Imagine if people went from "we need shared libraries for disk and memory efficiency" to "we need completely separate environments for every module of our program" in 20 years. Oh wait, that happened.


There are plenty of non-web desktop apps that also never release any features, and whose engineers use the time saved from not dealing with "npm has found 600 security vulnerabilities that you can't update" to migrate their build system from Makefiles to Bazel or whatever. It's all the same -- the human race as a whole doesn't know how to deliver features with high velocity beyond a certain scale.
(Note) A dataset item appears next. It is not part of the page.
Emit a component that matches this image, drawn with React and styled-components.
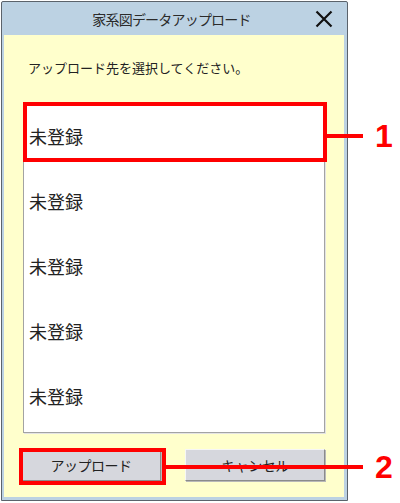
import React from 'react';
import styled, { createGlobalStyle } from 'styled-components';

const GlobalStyle = createGlobalStyle`
  html, body {
    margin: 0;
    padding: 0;
    background: #fff;
  }
  body {
    font-family: "Noto Sans CJK JP", "Noto Sans", sans-serif;
    color: #222;
  }
`;

const Stage = styled.div`
  position: relative;
  width: 400px;
  height: 503px;
  overflow: hidden;
`;

const Window = styled.section`
  display: flex;
  flex-direction: column;
  box-sizing: border-box;
  width: 347px;
  height: 500px;
  margin: 1px 0 0 1px;
  border: 1px solid #5b636b;
  border-radius: 2px 2px 0 0;
  background: #bcd2e3;
`;

const TitleBar = styled.header`
  display: grid;
  grid-template-columns: 46px 1fr 46px;
  align-items: center;
  height: 33px;
  flex-shrink: 0;
`;

const Title = styled.h1`
  grid-column: 2;
  margin: 0;
  padding-right: 6px;
  text-align: center;
  font-size: 14px;
  font-weight: 400;
  letter-spacing: -0.8px;
  color: #2b2b2b;
  white-space: nowrap;
`;

const CloseButton = styled.button`
  grid-column: 3;
  display: flex;
  align-items: center;
  justify-content: center;
  height: 33px;
  padding: 0;
  border: 0;
  background: transparent;
`;

const Body = styled.div`
  flex: 1;
  display: flex;
  flex-direction: column;
  margin: 0 3px 3px 2px;
  padding: 23px 19px 16px;
  background: #ffffcc;
`;

const Prompt = styled.p`
  margin: 0 0 25px;
  padding-left: 5px;
  font-size: 13px;
  line-height: 19px;
  color: #222;
`;

const SlotList = styled.ul`
  box-sizing: border-box;
  height: 331px;
  margin: 0;
  padding: 0 0 4px;
  list-style: none;
  background: #fff;
  border: 1px solid #a3a3a3;
  box-shadow: 1px 1px 0 #e4e4e4;
`;

const Slot = styled.li`
  display: flex;
  align-items: center;
  height: 65px;
  padding-left: 5px;
  font-size: 18px;
  color: #222;
`;

const ButtonRow = styled.div`
  display: flex;
  gap: 24px;
  margin: 16px 0 0 -2px;
`;

const Button = styled.button`
  box-sizing: border-box;
  width: 142px;
  height: 32px;
  padding: 0;
  font-family: "Noto Sans CJK JP", "Noto Sans", sans-serif;
  font-size: 14px;
  letter-spacing: -0.5px;
  color: #222;
  background: #d6d7dd;
  border: 1px solid;
  border-color: #f6f6f6 #8b8b8b #8b8b8b #f6f6f6;
  box-shadow: 1px 1px 0 #b8b8b8;
`;

const Highlight = styled.div`
  position: absolute;
  box-sizing: border-box;
  left: ${(p) => p.$x}px;
  top: ${(p) => p.$y}px;
  width: ${(p) => p.$w}px;
  height: ${(p) => p.$h}px;
  border: 4px solid #ff0000;
  pointer-events: none;
`;

const Leader = styled.div`
  position: absolute;
  left: ${(p) => p.$x}px;
  top: ${(p) => p.$y}px;
  width: ${(p) => p.$w}px;
  height: 4px;
  background: #ff0000;
`;

const Label = styled.span`
  position: absolute;
  left: 375px;
  top: ${(p) => p.$y}px;
  font-family: "Liberation Sans", Arial, sans-serif;
  font-weight: 700;
  font-size: 32px;
  line-height: 32px;
  color: #ff0000;
`;

const LINE_END = 363;

const Callout = ({ box, lineY, label }) => (
  <>
    <Highlight $x={box.x} $y={box.y} $w={box.w} $h={box.h} />
    <Leader $x={box.x + box.w} $y={lineY} $w={LINE_END - box.x - box.w} />
    <Label $y={lineY - 14}>{label}</Label>
  </>
);

const slots = ['未登録', '未登録', '未登録', '未登録', '未登録'];

const App = () => (
  <Stage>
    <GlobalStyle />
    <Window>
      <TitleBar>
        <Title>家系図データアップロード</Title>
        <CloseButton aria-label="close">
          <svg width="18" height="18" viewBox="0 0 18 18">
            <path d="M1.5 1.5 L16.5 16.5 M16.5 1.5 L1.5 16.5" stroke="#111" strokeWidth="2.2" fill="none" />
          </svg>
        </CloseButton>
      </TitleBar>
      <Body>
        <Prompt>アップロード先を選択してください。</Prompt>
        <SlotList>
          {slots.map((name, i) => (
            <Slot key={i}>{name}</Slot>
          ))}
        </SlotList>
        <ButtonRow>
          <Button>アップロード</Button>
          <Button>キャンセル</Button>
        </ButtonRow>
      </Body>
    </Window>
    <Callout box={{ x: 23, y: 102, w: 304, h: 60 }} lineY={134} label="1" />
    <Callout box={{ x: 19, y: 448, w: 147, h: 37 }} lineY={465} label="2" />
  </Stage>
);

export default App;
The proprietary desktop apps I use basically get updated every few months with what seems like about a day's worth of work for one engineer. (I use Fusion 360, which might actually be a web app in desktop clothing, Datagrip, and Simplify3D. Fusion 360 adds features and fixes bugs occasionally, but mostly each update tightens the screws on what features are available on your current payment plan. Simplify3D seems totally dead, I'd be surprised if they have any employees. Datagrip has a few updates a year, and they are things like "we fixed a bug when talking to some database you've never heard of via two tin cans connected with a piece of string". If you don't like a piece of software as it is right now, definitely never buy it. I do like all of those things, but they have definitely not discovered some sort of toolchain-based productivity miracle.)